French volcanic wine region gains UNESCO listing

A mountain range of 80 dormant volcanoes on the doorstep of one of France’s central winemaking regions has been granted a place on the UNESCO World Heritage list, an accreditation which will drive footfall and tourism in the area.

The dormant volcanoes, known as the Chaîne des Puys, are home to a number of appellations including the little-known Cotes d’Auvergne — a sub-region of Loire — and stretch over an area of 45 km in the northern Massif Central to the west of the central French city of Clermont-Ferrand.

They form part of the Puy de Dôme, a region and IGP area which takes its name from one of the youngest and largest volcanoes in the mountain range.
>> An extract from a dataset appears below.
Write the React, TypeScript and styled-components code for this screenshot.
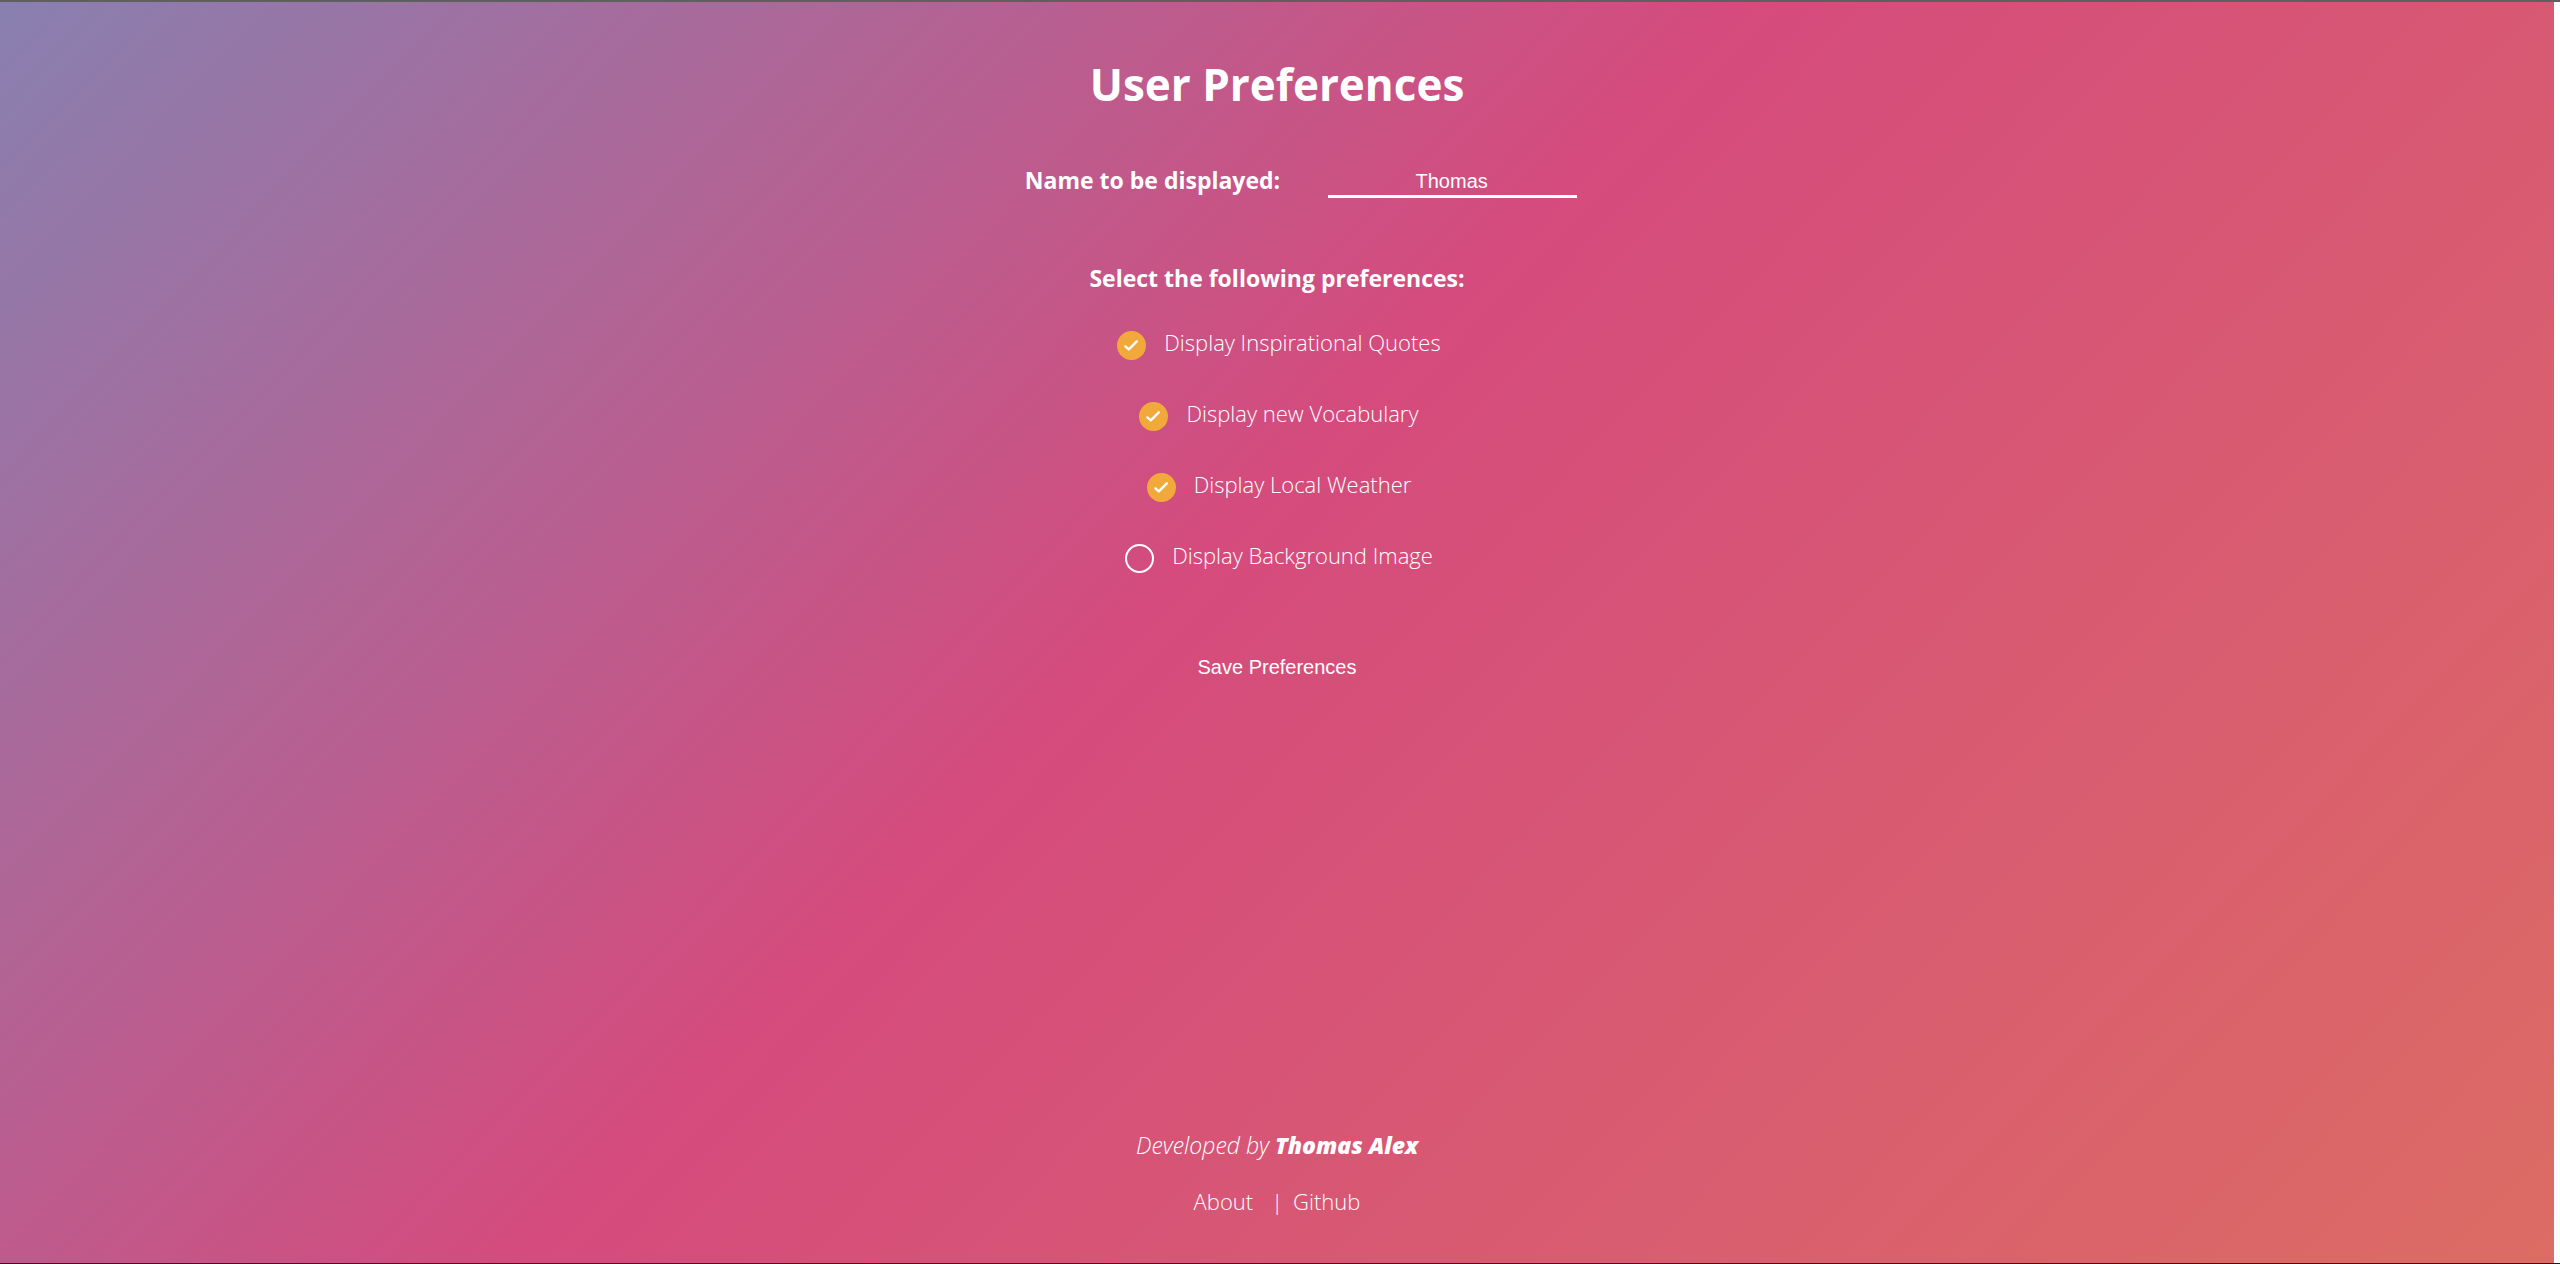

The combination of granitic soils, as well as a vineyard elevation of around 350-550m, make the region well suited to producing cool-climate-style Pinot Noir.

The site demonstrates how the Earth’s crust was faulted and underwent collapse, allowing magma to rise up and the surface to be significantly uplifted.

The volcano Puy de Dôme — one of the youngest within the Chaîne des Puys, is also one of the most visited sites in the Auvergne region, attracting nearly 500,000 tourists per year.

The Chaîne des Puys is the first natural World Heritage site in mainland France.

“It is our duty now to preserve, promote and keep alive this universal heritage,” said a statement.

“It must be used as a basis for sustainable development, able to blend protection of the geological and landscape features with support for traditional activities and responsible tourism.”